Monads: Determining if an arbitrary transformation is possible

Question

There are quite a few of questions here about whether or not certain transformations of types that involve Monads are possible.

For instance, it's possible to make a function of type f :: Monad m => [m a] -> m [a], but impossible to make a function of type g :: Monad m => m [a] -> [m a] as a proper antifunction to the former. (IE: f . g = id)

I want to understand what rules one can use to determine if a function of that type can or cannot be constructed, and why these types cannot be constructed if they disobey these rules.

Answer 1

The way that I've always thought about monads is that a value of type Monad m => m a is some program of type m that executes and produces an a. The monad laws reinforce this notion by thinking of composition of these programs as "do thing one then do thing two", and produce some sort of combination of the results.

• Right unit Taking a program and just returning its value should be the same as just running the original program.

  m >>= return = m

• Left unit If you create a simple program that just returns a value, and then pass that value to a function that creates a new program, then the resulting program should just be as if you called the function on the value.

  return x >>= f = f x

• Associativity If you execute a program m, feed its result into a function f that produces another program, and then feed that result into a third function g that also produces a program, then this is identical to creating a new function that returns a program based on feeding the result of f into g, and feeding the result of m into it.

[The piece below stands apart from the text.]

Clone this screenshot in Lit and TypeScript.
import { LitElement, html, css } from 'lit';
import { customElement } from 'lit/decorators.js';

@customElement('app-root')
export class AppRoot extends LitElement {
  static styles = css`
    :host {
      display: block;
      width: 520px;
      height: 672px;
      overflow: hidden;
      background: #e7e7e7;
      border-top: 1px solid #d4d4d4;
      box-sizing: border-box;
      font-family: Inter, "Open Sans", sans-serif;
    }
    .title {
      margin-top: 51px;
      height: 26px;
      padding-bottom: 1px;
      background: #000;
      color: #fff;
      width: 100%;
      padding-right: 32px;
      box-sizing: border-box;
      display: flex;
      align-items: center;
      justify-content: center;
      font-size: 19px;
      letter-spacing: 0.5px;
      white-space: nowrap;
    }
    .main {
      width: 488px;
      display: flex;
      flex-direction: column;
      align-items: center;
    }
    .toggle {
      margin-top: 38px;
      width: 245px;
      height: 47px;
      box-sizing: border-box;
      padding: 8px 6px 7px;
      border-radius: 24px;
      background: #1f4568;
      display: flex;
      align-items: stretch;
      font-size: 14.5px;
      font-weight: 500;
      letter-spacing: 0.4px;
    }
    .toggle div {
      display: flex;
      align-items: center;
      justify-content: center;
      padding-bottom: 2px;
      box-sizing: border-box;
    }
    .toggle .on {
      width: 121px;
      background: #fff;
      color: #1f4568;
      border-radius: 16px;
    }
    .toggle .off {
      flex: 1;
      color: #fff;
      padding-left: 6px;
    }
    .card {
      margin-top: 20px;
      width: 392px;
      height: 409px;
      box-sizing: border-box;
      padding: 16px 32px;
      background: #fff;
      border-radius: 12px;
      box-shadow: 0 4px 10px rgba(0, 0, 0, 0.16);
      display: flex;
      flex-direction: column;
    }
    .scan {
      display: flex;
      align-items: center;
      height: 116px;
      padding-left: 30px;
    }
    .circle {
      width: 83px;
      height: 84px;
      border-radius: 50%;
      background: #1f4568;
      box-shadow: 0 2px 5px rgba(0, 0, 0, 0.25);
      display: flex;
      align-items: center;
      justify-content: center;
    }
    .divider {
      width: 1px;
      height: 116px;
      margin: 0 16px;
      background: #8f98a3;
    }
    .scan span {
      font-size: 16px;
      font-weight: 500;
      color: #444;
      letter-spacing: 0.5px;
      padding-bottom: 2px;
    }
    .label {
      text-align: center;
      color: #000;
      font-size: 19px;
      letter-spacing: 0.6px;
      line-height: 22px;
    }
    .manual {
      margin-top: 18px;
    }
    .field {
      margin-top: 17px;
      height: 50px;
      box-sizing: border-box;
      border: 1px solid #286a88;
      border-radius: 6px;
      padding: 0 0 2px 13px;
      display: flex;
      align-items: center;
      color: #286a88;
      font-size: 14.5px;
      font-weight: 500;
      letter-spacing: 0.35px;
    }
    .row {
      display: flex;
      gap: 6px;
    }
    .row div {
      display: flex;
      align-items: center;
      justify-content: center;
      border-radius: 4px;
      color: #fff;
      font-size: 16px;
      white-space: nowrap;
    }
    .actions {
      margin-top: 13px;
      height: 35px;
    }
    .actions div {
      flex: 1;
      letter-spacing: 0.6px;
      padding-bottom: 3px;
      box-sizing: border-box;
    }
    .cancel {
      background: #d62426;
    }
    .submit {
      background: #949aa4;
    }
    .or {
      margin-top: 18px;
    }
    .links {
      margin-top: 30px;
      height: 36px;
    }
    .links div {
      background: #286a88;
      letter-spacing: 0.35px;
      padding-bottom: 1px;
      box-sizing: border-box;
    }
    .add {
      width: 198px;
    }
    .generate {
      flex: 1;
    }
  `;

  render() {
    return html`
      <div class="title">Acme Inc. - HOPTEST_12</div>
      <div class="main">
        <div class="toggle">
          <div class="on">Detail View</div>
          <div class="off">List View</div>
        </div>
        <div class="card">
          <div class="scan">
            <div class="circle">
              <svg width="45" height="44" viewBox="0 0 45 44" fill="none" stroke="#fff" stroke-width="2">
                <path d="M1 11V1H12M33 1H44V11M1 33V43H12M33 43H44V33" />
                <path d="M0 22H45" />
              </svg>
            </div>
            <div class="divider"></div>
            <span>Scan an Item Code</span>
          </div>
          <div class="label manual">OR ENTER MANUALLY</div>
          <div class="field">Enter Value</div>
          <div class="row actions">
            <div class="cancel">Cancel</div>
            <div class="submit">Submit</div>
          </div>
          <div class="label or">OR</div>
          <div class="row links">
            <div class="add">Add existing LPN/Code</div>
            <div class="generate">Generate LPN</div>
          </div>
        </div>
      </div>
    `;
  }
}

  (m >>= f) >>= g  =  m >>= (\x -> f x >>= g)

Using this intuition about a "program that creates a value" can come to some conclusions about what it means for the functions that you've provided in your examples.

1. Monad m => [m a] -> m [a] Deviating from the intuitive definition of what this function should do is hard: Execute each program in sequence and collect the results. This produces another program that produces a list of results.
2. Monad m => m [a] -> [m a] This doesn't really have a clear intuitive definition, since it's a program that produces a list. You can't create a list without getting access to the resulting values which in this case means executing a program. Certain monads, that have a clear way to extract a value from a program, and provide some variant of m a -> a, like the State monad, can have sane implementations of some function like this. It would have to be application specific though. Other monads, like IO, you cannot escape from.
3. Monad m => (a -> m b) -> m (a -> b) This also doesn't really have a clear intuitive definition. Here you have a function f that produces a program of type m b, but you're trying to return a function of type m (a -> b). Based on the a, f creates completely different programs with different executing semantics. You cannot encompass these variations in a single program of type m (a -> b), even if you can provide a proper mapping of a -> b in the programs resulting value.

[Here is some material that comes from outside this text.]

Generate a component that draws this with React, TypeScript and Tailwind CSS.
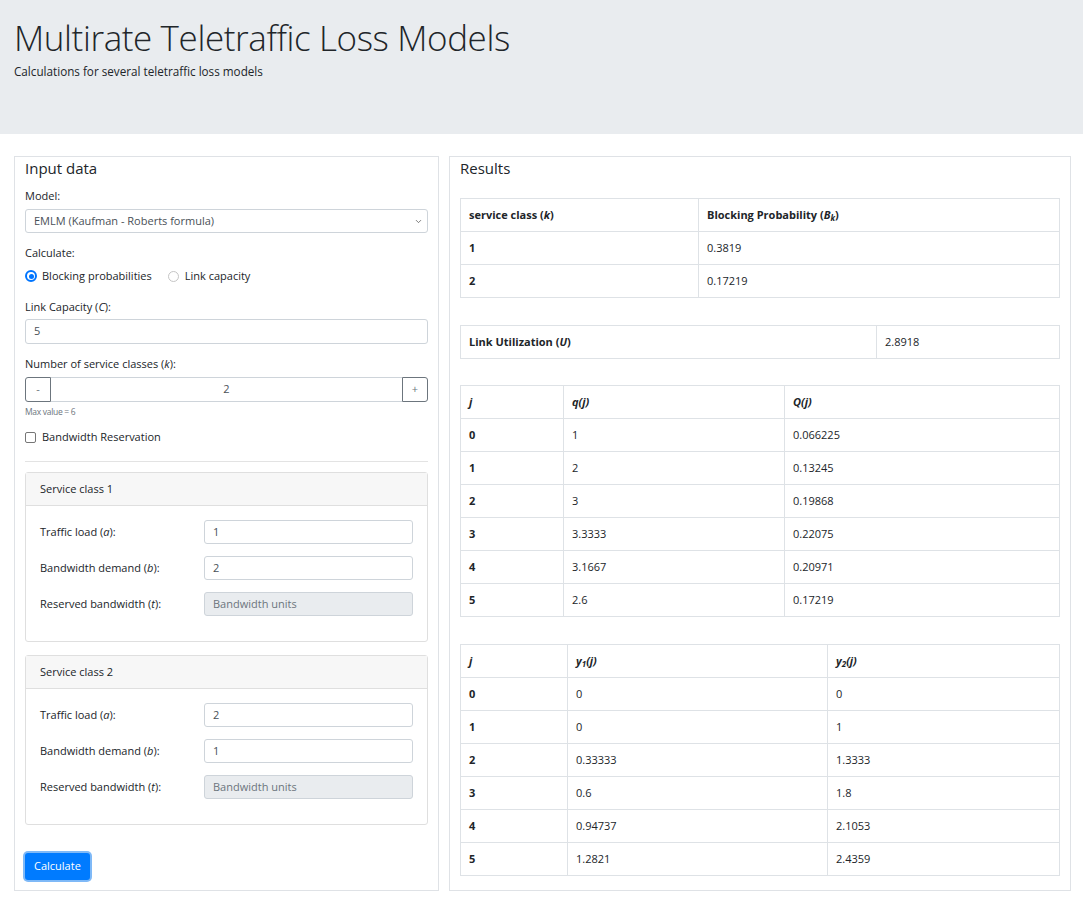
import { ChevronDown } from 'lucide-react';

const sc = [
  { a: '1', b: '2' },
  { a: '2', b: '1' },
];

const qRows = [
  ['0', '1', '0.066225'],
  ['1', '2', '0.13245'],
  ['2', '3', '0.19868'],
  ['3', '3.3333', '0.22075'],
  ['4', '3.1667', '0.20971'],
  ['5', '2.6', '0.17219'],
];

const yRows = [
  ['0', '0', '0'],
  ['1', '0', '1'],
  ['2', '0.33333', '1.3333'],
  ['3', '0.6', '1.8'],
  ['4', '0.94737', '2.1053'],
  ['5', '1.2821', '2.4359'],
];

function ServiceClass({ n, a, b }: { n: number; a: string; b: string }) {
  return (
    <div className="rounded-[3px] border border-[#dfdfdf]">
      <div className="flex h-[33px] items-center border-b border-[#dfdfdf] bg-[#f7f7f7] px-[14px]">
        Service class {n}
      </div>
      <div className="flex flex-col gap-[12px] px-[14px] pt-[14px] pb-[25px]">
        <div className="flex items-center">
          <span className="w-[164px]">
            Traffic load (<i>a</i>):
          </span>
          <div className="flex h-[24px] flex-1 items-center rounded-[3px] border border-[#ced4da] px-[8px] text-[#495057]">
            {a}
          </div>
        </div>
        <div className="flex items-center">
          <span className="w-[164px]">
            Bandwidth demand (<i>b</i>):
          </span>
          <div className="flex h-[24px] flex-1 items-center rounded-[3px] border border-[#ced4da] px-[8px] text-[#495057]">
            {b}
          </div>
        </div>
        <div className="flex items-center">
          <span className="w-[164px]">
            Reserved bandwidth (<i>t</i>):
          </span>
          <div className="flex h-[24px] flex-1 items-center rounded-[3px] border border-[#ced4da] bg-[#e9ecef] px-[8px] text-[#6c757d]">
            Bandwidth units
          </div>
        </div>
      </div>
    </div>
  );
}

export default function App() {
  return (
    <div className="min-h-screen bg-white font-['Open_Sans',sans-serif] text-[11px] text-[#212529]">
      {/* Header */}
      <div className="h-[134px] bg-[#e9ecef] px-[14px] pt-[14px]">
        <h1 className="text-[35px] leading-[48px] font-light tracking-[-0.4px]">Multirate Teletraffic Loss Models</h1>
        <p className="mt-[1px] text-[11.7px]">Calculations for several teletraffic loss models</p>
      </div>

      <div className="flex items-start gap-[10px] pt-[22px] pr-[11px] pl-[14px]">
        {/* Input card */}
        <div className="w-[425px] shrink-0 border border-[#dfe2e6] px-[10px] pb-[10px]">
          <h5 className="flex h-[22px] items-center text-[15px]">Input data</h5>

          <div className="mt-[8px] flex h-[18px] items-center">Model:</div>
          <div className="mt-[4px] flex h-[24px] items-center justify-between rounded-[3px] border border-[#ced4da] pr-[4px] pl-[8px] text-[#495057]">
            <span>EMLM (Kaufman - Roberts formula)</span>
            <ChevronDown className="h-[9px] w-[9px] text-[#555]" strokeWidth={2} />
          </div>

          <div className="mt-[11px] flex h-[18px] items-center">Calculate:</div>
          <div className="mt-[5px] flex h-[18px] items-center">
            <span className="flex h-[12px] w-[12px] items-center justify-center rounded-full border-2 border-[#0075ff]">
              <span className="h-[5px] w-[5px] rounded-full bg-[#0075ff]" />
            </span>
            <span className="ml-[5px]">Blocking probabilities</span>
            <span className="ml-[16px] h-[11px] w-[11px] rounded-full border border-[#c5c5c5]" />
            <span className="ml-[6px]">Link capacity</span>
          </div>

          <div className="mt-[13px] flex h-[18px] items-center">
            Link Capacity (<i>C</i>):
          </div>
          <div className="mt-[3px] flex h-[25px] items-center rounded-[3px] border border-[#ced4da] px-[8px] text-[#495057]">
            5
          </div>

          <div className="mt-[11px] flex h-[18px] items-center">
            Number of service classes (<i>k</i>):
          </div>
          <div className="mt-[4px] flex h-[25px]">
            <div className="flex w-[26px] items-center justify-center rounded-l-[3px] border border-[#6c757d] text-[#6c757d]">
              -
            </div>
            <div className="flex flex-1 items-center justify-center border-y border-[#ced4da] text-[#495057]">
              2
            </div>
            <div className="flex w-[26px] items-center justify-center rounded-r-[3px] border border-[#6c757d] text-[#6c757d]">
              +
            </div>
          </div>
          <div className="mt-[4px] flex h-[12px] items-center text-[8.5px] tracking-[-0.3px] text-[#6c757d]">
            Max value = 6
          </div>

          <div className="mt-[10px] flex h-[18px] items-center">
            <span className="h-[11px] w-[11px] rounded-[2px] border border-[#767676]" />
            <span className="ml-[6px]">Bandwidth Reservation</span>
          </div>

          <div className="mt-[15px] border-t border-[#e3e3e3]" />

          <div className="mt-[10px] flex flex-col gap-[13px]">
            {sc.map((s, i) => (
              <ServiceClass key={i} n={i + 1} a={s.a} b={s.b} />
            ))}
          </div>

          <button className="mt-[28px] flex h-[27px] items-center rounded-[3px] bg-[#007bff] px-[9px] text-white ring-2 ring-[#7fb9f7]">
            Calculate
          </button>
        </div>

        {/* Results card */}
        <div className="w-[622px] shrink-0 border border-[#dfe2e6] px-[10px] pb-[14px]">
          <h5 className="flex h-[22px] items-center text-[15px]">Results</h5>

          <table className="mt-[19px] w-full border-collapse">
            <tbody>
              <tr>
                <th className="h-[33px] w-[238px] border border-[#dee2e6] px-[8px] text-left font-bold">
                  service class (<i>k</i>)
                </th>
                <th className="h-[33px] border border-[#dee2e6] px-[8px] text-left font-bold">
                  Blocking Probability (<i>B<sub className="text-[8px]">k</sub></i>)
                </th>
              </tr>
              <tr>
                <th className="h-[33px] border border-[#dee2e6] px-[8px] text-left font-bold">1</th>
                <td className="h-[33px] border border-[#dee2e6] px-[8px]">0.3819</td>
              </tr>
              <tr>
                <th className="h-[33px] border border-[#dee2e6] px-[8px] text-left font-bold">2</th>
                <td className="h-[33px] border border-[#dee2e6] px-[8px]">0.17219</td>
              </tr>
            </tbody>
          </table>

          <table className="mt-[27px] w-full border-collapse">
            <tbody>
              <tr>
                <th className="h-[33px] w-[416px] border border-[#dee2e6] px-[8px] text-left font-bold">
                  Link Utilization (<i>U</i>)
                </th>
                <td className="h-[33px] border border-[#dee2e6] px-[8px]">2.8918</td>
              </tr>
            </tbody>
          </table>

          <table className="mt-[26px] w-full border-collapse">
            <tbody>
              <tr>
                <th className="h-[33px] w-[103px] border border-[#dee2e6] px-[8px] text-left font-bold italic">j</th>
                <th className="h-[33px] w-[221px] border border-[#dee2e6] px-[8px] text-left font-bold italic">q(j)</th>
                <th className="h-[33px] border border-[#dee2e6] px-[8px] text-left font-bold italic">Q(j)</th>
              </tr>
              {qRows.map((r) => (
                <tr key={r[0]}>
                  <th className="h-[33px] border border-[#dee2e6] px-[8px] text-left font-bold">{r[0]}</th>
                  <td className="h-[33px] border border-[#dee2e6] px-[8px]">{r[1]}</td>
                  <td className="h-[33px] border border-[#dee2e6] px-[8px]">{r[2]}</td>
                </tr>
              ))}
            </tbody>
          </table>

          <table className="mt-[27px] w-full border-collapse">
            <tbody>
              <tr>
                <th className="h-[33px] w-[107px] border border-[#dee2e6] px-[8px] text-left font-bold italic">j</th>
                <th className="h-[33px] w-[260px] border border-[#dee2e6] px-[8px] text-left font-bold italic">
                  y<sub className="text-[8px]">1</sub>(j)
                </th>
                <th className="h-[33px] border border-[#dee2e6] px-[8px] text-left font-bold italic">
                  y<sub className="text-[8px]">2</sub>(j)
                </th>
              </tr>
              {yRows.map((r) => (
                <tr key={r[0]}>
                  <th className="h-[33px] border border-[#dee2e6] px-[8px] text-left font-bold">{r[0]}</th>
                  <td className="h-[33px] border border-[#dee2e6] px-[8px]">{r[1]}</td>
                  <td className="h-[33px] border border-[#dee2e6] px-[8px]">{r[2]}</td>
                </tr>
              ))}
            </tbody>
          </table>
        </div>
      </div>
    </div>
  );
}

This intuition doesn't really encompass the idea behind monads completely. For example, the monadic context of a list doesn't really behave like a program.

Answer 2

Something easy to remember is : "you can't escape from a Monad" (it's kind of design for it). Transforming m [a] to [m a] is a form of escape, so you can't.

On the other hand you can easily create a Monad from something (using return) so traversing ([m a] -> m [a]) is usually possible.